Search for the 39 missing Indian labourers who were kidnapped in Mosul three years ago is expected to gather momentum with the visit of Iraqi Foreign Minister Ibrahim al-Jaafari, who arrives here on Monday on a five-day visit.
The visit of al-Jaafari, who is to hold talks with his Indian counterpart Sushma Swaraj here, comes days after the Indian Minister announced that the 39 Indian labourers, mostly from Punjab, are believed to be in a jail in Mosul, that was freed from the Islamic State earlier this month.

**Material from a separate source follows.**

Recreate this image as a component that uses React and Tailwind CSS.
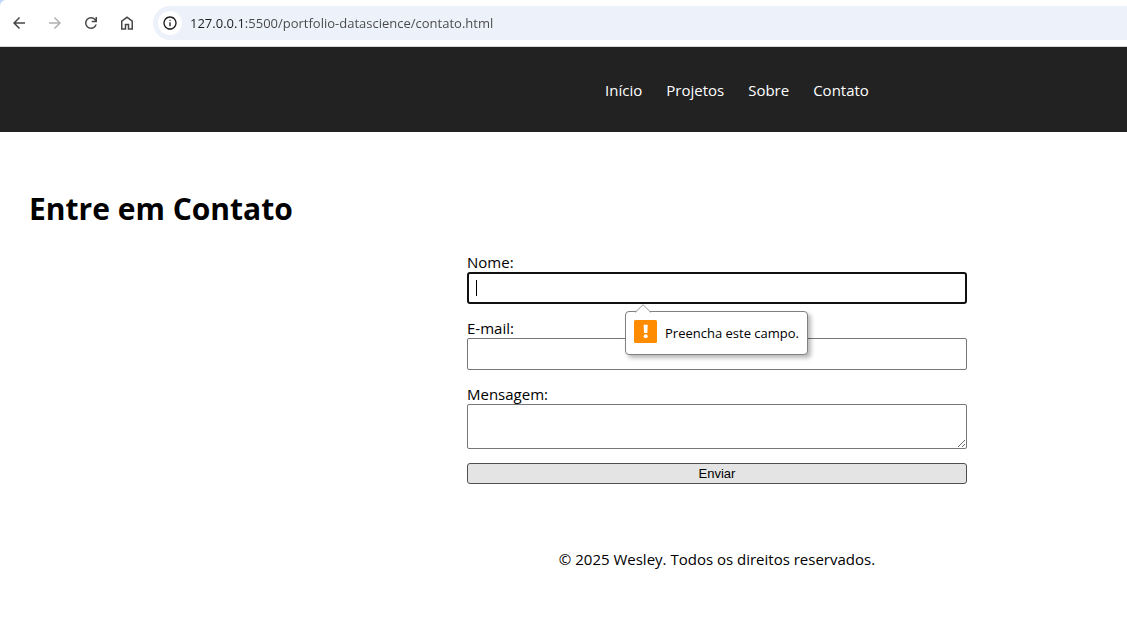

Sushma Swaraj had said that with the freeing of Mosul on July 9 from the Islamic State militants the process to trace and rescue the missing Indians would be taken forward. She said they had information that the Indians were in a jail in Badush. Minister of State for External Affairs V.K. Singh was sent to Erbil in Iraq to pursue the matter.
On July 12, Singh visited the Peshmarga frontline in Mosul area to seek information on the Indians. He said the Peshmerga were still clearing the ISIS held areas. He also met the Iraqi Foreign Minister.
However, a report in Hindustan Times said that the jail in Badush was in ruins and there was no sign of the Indians.
Sushma Swaraj has met the families of the 39 persons around a dozen times since they were abducted in June 2014 and assured them that the government is doing everything to locate them. She has maintained that they have received inputs from sources over the months of the 39 men being alive.
Besides the missing Indians, the Iraqi Minister and Sushma Swaraj are to discuss the entire gamut of bilateral relations as well as regional and international issues of mutual interest.
He is also to meet Union Petroleum and Natural Gas Minister Dharmendra Pradhan and later call on Vice President Hamid Ansari.
He will leave for Mumbai on Wednesday.
The bilateral trade between the two amounted to $13 billion in 2016-17. Iraq also contributes significantly to India’s energy security and is the second-largest supplier of crude oil to India (over 37 MMT during 2016-17).
Thousands of Indians visit Iraq annually for pilgrimage to the holy cities of Najaf and Karbala.